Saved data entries
----------
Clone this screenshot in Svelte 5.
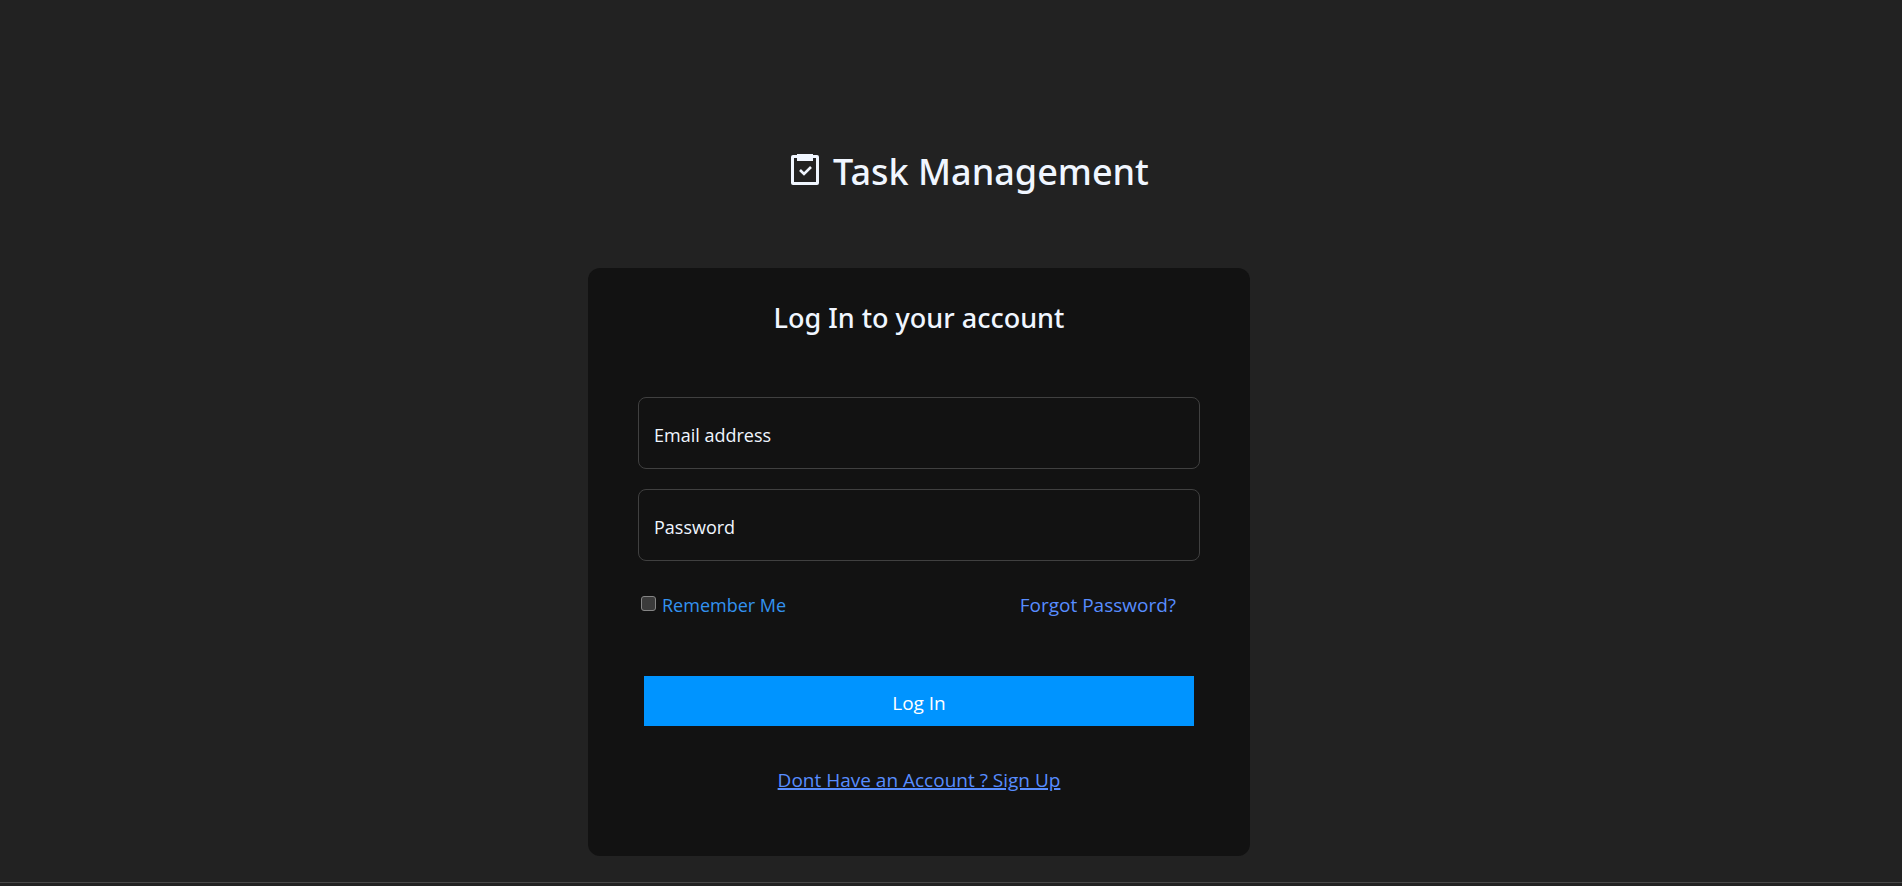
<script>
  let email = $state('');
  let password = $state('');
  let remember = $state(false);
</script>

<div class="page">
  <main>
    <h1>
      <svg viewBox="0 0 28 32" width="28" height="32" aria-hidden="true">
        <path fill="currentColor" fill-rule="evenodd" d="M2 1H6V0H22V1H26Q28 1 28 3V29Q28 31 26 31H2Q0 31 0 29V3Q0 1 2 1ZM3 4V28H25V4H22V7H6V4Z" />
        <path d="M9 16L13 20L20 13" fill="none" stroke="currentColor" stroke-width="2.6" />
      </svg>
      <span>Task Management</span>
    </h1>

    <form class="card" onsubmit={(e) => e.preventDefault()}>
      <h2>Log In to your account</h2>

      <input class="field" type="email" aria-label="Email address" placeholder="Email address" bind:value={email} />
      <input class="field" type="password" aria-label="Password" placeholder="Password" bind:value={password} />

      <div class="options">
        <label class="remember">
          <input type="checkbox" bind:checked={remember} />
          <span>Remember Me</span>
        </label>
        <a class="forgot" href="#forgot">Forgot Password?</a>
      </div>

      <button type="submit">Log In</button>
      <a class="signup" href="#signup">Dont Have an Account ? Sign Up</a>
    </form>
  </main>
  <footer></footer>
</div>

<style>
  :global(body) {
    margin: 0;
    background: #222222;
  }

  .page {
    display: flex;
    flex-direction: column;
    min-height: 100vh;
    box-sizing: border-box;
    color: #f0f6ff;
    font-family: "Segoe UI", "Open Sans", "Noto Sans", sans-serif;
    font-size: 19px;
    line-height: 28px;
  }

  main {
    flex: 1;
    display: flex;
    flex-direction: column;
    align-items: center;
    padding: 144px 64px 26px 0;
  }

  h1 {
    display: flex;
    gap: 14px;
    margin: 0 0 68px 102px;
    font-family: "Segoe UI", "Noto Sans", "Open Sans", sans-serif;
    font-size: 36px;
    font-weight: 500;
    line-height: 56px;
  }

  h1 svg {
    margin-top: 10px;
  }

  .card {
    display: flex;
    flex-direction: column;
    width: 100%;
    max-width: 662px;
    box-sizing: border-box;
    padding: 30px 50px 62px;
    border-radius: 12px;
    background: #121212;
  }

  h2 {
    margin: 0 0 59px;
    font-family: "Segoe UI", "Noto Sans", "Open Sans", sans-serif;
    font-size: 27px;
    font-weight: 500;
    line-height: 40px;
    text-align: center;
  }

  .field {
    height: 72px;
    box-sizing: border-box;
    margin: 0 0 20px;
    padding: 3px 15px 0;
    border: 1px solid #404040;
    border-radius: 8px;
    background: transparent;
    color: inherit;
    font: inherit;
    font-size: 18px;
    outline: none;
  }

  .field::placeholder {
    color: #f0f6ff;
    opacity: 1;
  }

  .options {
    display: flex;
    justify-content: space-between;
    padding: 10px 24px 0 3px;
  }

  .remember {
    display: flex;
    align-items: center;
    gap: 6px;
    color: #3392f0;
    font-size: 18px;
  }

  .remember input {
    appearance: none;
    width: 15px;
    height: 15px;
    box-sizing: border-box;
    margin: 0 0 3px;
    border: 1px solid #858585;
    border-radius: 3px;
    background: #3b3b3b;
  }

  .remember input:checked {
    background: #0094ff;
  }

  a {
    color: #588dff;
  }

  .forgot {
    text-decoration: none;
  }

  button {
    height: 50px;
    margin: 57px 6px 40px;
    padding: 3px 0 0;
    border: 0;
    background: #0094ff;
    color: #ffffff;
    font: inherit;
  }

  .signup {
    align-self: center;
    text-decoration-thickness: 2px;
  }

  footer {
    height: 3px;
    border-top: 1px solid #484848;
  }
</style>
----------
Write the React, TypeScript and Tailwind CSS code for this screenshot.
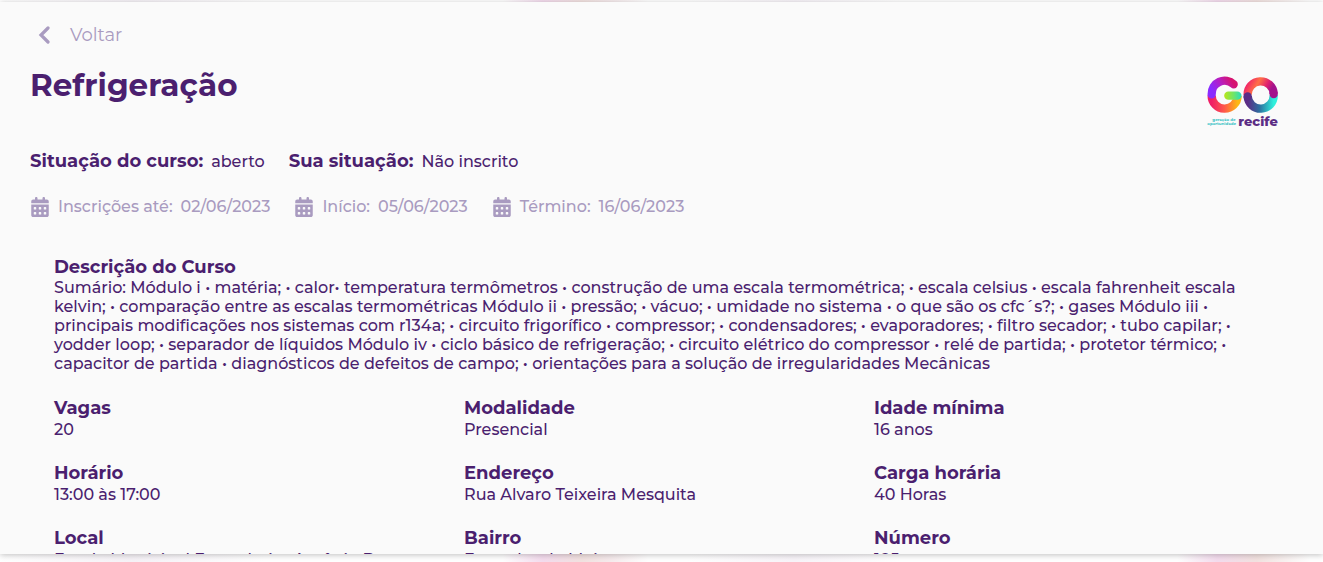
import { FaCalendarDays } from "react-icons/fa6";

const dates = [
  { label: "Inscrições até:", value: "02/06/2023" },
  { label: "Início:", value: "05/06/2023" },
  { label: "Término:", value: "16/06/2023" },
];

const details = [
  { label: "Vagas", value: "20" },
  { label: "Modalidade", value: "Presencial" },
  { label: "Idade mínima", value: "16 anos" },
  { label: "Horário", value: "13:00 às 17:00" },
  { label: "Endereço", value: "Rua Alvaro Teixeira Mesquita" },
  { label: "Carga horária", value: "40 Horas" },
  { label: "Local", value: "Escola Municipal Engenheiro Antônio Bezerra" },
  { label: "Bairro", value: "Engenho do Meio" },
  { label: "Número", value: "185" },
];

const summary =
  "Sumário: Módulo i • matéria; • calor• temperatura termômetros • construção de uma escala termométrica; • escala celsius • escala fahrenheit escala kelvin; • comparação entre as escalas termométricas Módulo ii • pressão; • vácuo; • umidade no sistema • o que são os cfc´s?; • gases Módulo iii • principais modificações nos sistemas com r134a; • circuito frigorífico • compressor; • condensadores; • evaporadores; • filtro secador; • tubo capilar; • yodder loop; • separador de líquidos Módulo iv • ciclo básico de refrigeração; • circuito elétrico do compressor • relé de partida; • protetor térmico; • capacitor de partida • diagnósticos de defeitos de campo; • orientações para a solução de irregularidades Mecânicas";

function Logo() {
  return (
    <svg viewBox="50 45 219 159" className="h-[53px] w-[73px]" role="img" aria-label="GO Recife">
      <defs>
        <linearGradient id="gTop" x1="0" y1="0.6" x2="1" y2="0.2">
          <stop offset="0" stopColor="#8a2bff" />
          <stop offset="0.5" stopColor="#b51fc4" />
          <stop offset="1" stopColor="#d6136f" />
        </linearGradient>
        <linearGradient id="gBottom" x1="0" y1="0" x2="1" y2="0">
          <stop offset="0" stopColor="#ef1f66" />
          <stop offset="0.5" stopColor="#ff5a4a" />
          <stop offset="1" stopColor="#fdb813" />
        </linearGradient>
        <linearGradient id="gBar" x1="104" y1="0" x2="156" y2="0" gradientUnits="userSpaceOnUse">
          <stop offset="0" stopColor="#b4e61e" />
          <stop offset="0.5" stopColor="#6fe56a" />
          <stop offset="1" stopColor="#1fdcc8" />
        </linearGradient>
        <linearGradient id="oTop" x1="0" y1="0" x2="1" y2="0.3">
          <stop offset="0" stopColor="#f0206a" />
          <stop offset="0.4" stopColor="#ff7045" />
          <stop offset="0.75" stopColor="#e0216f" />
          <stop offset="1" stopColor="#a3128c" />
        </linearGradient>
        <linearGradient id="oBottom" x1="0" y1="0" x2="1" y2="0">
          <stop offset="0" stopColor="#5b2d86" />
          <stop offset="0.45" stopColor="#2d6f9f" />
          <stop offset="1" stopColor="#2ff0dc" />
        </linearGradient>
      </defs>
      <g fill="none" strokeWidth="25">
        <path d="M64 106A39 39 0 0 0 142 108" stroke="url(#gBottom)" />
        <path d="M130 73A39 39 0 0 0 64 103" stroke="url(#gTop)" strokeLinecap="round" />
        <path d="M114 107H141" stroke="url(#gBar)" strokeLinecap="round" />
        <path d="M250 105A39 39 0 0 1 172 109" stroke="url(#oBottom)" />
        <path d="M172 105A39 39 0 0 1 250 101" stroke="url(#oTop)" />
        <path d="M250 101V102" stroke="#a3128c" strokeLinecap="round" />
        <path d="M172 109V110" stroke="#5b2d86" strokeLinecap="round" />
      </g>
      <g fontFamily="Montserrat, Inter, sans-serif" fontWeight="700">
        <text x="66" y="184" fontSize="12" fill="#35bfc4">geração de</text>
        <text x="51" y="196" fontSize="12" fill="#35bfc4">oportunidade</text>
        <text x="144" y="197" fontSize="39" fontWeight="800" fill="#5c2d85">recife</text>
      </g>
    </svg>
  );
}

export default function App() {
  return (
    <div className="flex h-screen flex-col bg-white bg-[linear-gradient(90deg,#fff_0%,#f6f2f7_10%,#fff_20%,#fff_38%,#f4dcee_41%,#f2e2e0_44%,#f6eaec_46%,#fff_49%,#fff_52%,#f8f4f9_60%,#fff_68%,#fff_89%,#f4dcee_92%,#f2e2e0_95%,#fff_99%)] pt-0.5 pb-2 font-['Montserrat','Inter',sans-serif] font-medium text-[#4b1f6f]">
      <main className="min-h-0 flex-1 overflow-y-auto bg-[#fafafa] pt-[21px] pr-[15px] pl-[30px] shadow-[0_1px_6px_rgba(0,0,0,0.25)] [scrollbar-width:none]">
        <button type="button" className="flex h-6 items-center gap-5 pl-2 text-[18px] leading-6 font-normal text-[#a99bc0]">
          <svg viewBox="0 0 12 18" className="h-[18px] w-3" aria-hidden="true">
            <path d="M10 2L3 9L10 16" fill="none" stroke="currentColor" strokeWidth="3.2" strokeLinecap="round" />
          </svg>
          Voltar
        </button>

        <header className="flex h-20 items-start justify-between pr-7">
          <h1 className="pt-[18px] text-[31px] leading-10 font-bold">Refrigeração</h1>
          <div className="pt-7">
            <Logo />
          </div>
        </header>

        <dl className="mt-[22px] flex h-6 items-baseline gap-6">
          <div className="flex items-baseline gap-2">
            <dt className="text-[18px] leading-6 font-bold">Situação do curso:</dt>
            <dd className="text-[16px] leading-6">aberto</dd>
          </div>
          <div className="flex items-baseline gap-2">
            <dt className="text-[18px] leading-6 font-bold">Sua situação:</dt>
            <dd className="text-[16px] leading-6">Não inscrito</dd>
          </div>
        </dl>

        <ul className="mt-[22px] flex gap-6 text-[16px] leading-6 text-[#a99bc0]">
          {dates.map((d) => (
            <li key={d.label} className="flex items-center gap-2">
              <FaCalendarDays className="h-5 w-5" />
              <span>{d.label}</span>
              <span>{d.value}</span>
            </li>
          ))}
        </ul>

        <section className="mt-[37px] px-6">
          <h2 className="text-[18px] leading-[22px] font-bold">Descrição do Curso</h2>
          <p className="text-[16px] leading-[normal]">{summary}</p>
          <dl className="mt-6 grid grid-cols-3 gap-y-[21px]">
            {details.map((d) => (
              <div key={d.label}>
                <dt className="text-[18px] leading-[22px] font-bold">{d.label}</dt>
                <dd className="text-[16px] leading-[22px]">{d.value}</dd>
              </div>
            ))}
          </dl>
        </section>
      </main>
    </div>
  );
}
----------
- [Exercise instructions]
Write out word for word the lines above that run from the one with "Write the React, TypeScript" to the one with "i • matéria;". Include both end lines; exclude the images.

- [Answer to the problem]
Write the React, TypeScript and Tailwind CSS code for this screenshot.
import { FaCalendarDays } from "react-icons/fa6";

const dates = [
  { label: "Inscrições até:", value: "02/06/2023" },
  { label: "Início:", value: "05/06/2023" },
  { label: "Término:", value: "16/06/2023" },
];

const details = [
  { label: "Vagas", value: "20" },
  { label: "Modalidade", value: "Presencial" },
  { label: "Idade mínima", value: "16 anos" },
  { label: "Horário", value: "13:00 às 17:00" },
  { label: "Endereço", value: "Rua Alvaro Teixeira Mesquita" },
  { label: "Carga horária", value: "40 Horas" },
  { label: "Local", value: "Escola Municipal Engenheiro Antônio Bezerra" },
  { label: "Bairro", value: "Engenho do Meio" },
  { label: "Número", value: "185" },
];

const summary =
  "Sumário: Módulo i • matéria; • calor• temperatura termômetros • construção de uma escala termométrica; • escala celsius • escala fahrenheit escala kelvin; • comparação entre as escalas termométricas Módulo ii • pressão; • vácuo; • umidade no sistema • o que são os cfc´s?; • gases Módulo iii • principais modificações nos sistemas com r134a; • circuito frigorífico • compressor; • condensadores; • evaporadores; • filtro secador; • tubo capilar; • yodder loop; • separador de líquidos Módulo iv • ciclo básico de refrigeração; • circuito elétrico do compressor • relé de partida; • protetor térmico; • capacitor de partida • diagnósticos de defeitos de campo; • orientações para a solução de irregularidades Mecânicas";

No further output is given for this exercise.